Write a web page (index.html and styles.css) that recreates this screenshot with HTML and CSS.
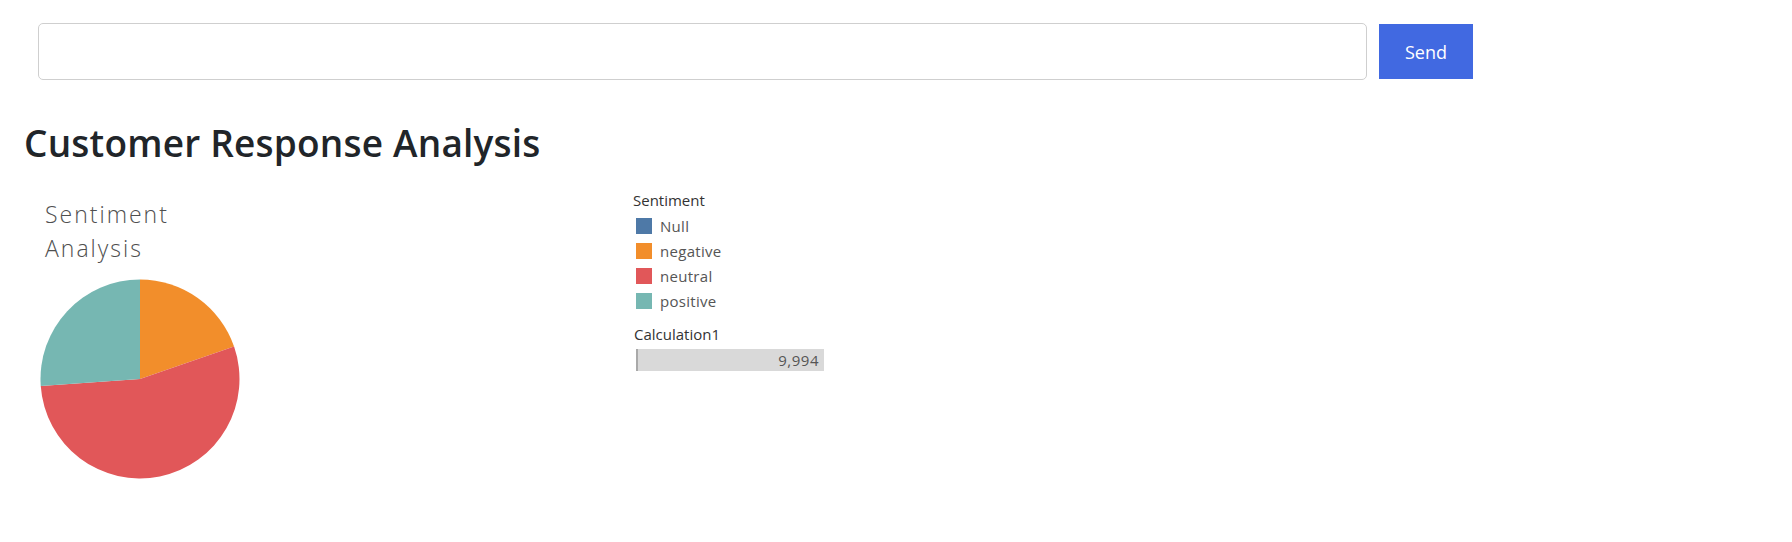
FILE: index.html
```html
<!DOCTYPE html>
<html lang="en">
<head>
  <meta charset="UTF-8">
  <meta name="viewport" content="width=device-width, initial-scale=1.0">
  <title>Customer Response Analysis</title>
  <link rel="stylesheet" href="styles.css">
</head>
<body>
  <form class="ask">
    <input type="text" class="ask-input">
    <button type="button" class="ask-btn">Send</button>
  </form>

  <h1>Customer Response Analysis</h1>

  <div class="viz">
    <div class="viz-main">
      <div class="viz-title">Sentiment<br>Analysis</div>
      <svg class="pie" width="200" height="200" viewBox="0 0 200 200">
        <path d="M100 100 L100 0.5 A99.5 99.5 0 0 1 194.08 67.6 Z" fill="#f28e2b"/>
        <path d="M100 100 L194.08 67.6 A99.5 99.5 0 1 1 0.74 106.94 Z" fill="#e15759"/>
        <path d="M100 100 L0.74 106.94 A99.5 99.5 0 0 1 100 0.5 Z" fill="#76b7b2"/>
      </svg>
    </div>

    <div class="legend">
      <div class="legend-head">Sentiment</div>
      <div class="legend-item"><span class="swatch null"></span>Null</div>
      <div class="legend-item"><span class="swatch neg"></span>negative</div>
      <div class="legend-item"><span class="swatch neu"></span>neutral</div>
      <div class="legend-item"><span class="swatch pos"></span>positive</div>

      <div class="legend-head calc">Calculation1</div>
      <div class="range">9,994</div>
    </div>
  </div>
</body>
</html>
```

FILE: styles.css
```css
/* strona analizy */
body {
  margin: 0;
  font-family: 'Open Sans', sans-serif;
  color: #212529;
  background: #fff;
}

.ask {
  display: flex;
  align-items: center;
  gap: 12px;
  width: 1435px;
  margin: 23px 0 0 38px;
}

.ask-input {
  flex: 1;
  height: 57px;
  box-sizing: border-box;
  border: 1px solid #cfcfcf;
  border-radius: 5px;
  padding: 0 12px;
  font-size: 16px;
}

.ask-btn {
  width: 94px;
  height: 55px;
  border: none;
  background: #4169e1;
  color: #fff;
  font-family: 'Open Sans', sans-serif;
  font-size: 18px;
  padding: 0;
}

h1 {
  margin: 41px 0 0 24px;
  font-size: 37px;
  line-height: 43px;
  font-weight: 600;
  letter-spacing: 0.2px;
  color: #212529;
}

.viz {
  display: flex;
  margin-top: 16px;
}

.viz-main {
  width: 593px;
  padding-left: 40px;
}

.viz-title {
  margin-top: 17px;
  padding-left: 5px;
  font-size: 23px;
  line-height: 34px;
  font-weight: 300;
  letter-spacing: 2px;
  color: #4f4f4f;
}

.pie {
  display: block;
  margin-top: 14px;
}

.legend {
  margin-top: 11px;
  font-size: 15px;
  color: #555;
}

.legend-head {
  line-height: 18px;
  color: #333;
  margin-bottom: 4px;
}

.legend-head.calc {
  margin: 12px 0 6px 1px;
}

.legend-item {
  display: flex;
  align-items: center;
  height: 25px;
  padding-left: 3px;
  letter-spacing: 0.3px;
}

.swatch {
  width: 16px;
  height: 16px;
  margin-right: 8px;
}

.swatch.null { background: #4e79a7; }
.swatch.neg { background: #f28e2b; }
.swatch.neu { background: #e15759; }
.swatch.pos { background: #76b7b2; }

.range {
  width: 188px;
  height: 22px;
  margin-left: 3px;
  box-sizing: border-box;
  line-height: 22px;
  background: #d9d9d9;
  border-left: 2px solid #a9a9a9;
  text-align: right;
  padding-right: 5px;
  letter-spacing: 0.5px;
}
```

• **PROBLEM DESCRIPTION**:
For each line in the data above that contains the string "index", extract the line.

• **THE COMPLETED TASK**:
Write a web page (index.html and styles.css) that recreates this screenshot with HTML and CSS.
FILE: index.html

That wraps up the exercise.